I think I'm in your writing partners' camp. Though if I had my way there'd be 10 Honor books at a minimum every year. As it stands, I like the sliding scale. The committees do a good job of determining what books deserved serious consideration. I was hoping for more Caldecott Honors this year, but you go with what you've got.

At 10:28 AM , Anonymous Anonymous said...

So set me straight: why doesn't it devalue the honor, to have several books with silver stickers on them every year? And I wonder if it implies to the outside observer (whether true or not) a lack of consensus on the part of the committees. Has there been "honor inflation" over the years -- more honor books lately than in the past? And if so, does that mean that the quality of books has gone up, so much so that there are three or more books tied for second place, where there weren't before? I agree that honors are great, because they get wonderful books read, and they keep wonderful books in print. But do we risk losing that if we hand out too many?
(This whole conversation, to me, is not a question of whether the books deserved the honor or not, just whether we should consciously [even if it pains us] limit the number of honors given to retain their market value.)

At 11:46 AM , Blogger Elaine Magliaro said...

Have there actually been more Newbery Honor Books in recent years than in the past? In 1929, 1931, 1932, 1934, and 1937--six books were awarded honor status. In 1922, 1939, 1947, 1948, 1950, 1952, 1953, 1957, 1972, 1983, 2003--five books. And there have been a number of years when four books received a Newbery Honor--including 1936, 1940, 1941, 1942, and 1949.

I don't think there has been "honor inflation" over the years. If a book is an outstanding and distinguished work of literature, it deserves to be honored--no matter how many other books receive a silver sticker that year.

At 12:49 PM , Blogger fusenumber8 said...

Ah. Thank you, Elaine. I was going to look that up myself but you've done my homework for me, I see.

Basically it comes down to the fact that any of the Honor books could have been the Newbery winner, but that the committee came to consensus over a single title. So in a way, the Award goes to the only book that everyone could agree was exemplary. The Honor books came close, so they get the Good Sport Award of an Honor.

If the Newberys worked like the Oscars or Cybils and you had five strong books in each category and THEN a winner, that would be one thing. The remaining four books would have the whole, "It's an honor just to be nominated" feel to them. But since the Newbery doesn't do it that way (thank GOD) this is another way to honor the remaining books.

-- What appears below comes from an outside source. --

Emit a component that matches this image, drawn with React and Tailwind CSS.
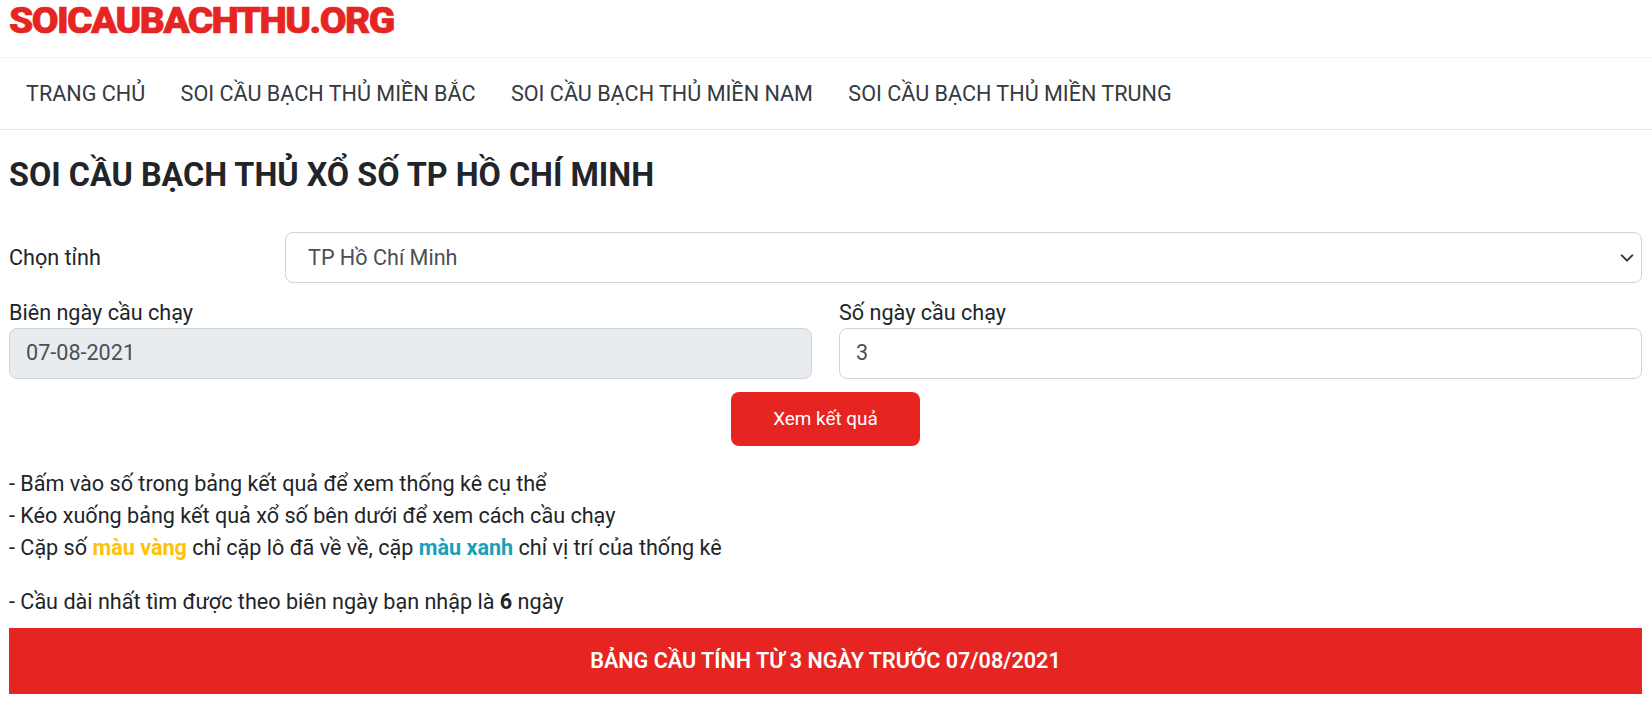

At 3:44 PM , Anonymous Anonymous said...

That's an interesting analogy to the Oscars. I hadn't thought about it in terms of there being no broadcasted "nominees" for the Newbery. So honor books are a way to list the books that are really all first-place books in some sense.

Looking at the list of honors since 1922, it looks like maybe there was actually DEflation starting in 1960. Pre-1960 there are 2 years with 8 honors, 4 years with 6 honors, 9 years with 5 honors, and 11 years with 4 honors. Post-1960 there are 0 years with 8 or 6 honors, 3 years with 5 honors, and 8 years with 4 honors.

Put another way, in the first 38 years of Newbery history there were 26 years that had 4 or more honor books, and in the last 48 years there were only 10 years that had 4 or more honor books.

Fascinating stuff!

At 5:09 PM , Blogger Elaine Magliaro said...

I think one should also take into consideration the number of children's books that were published each year--from 1921 to 2006. I believe one can safely assume that more are being published today than 60, 70, or 80 years ago.

At 10:53 AM , Anonymous Anonymous said...

Yes, that must be true, and it would mean the "deflation" is even higher.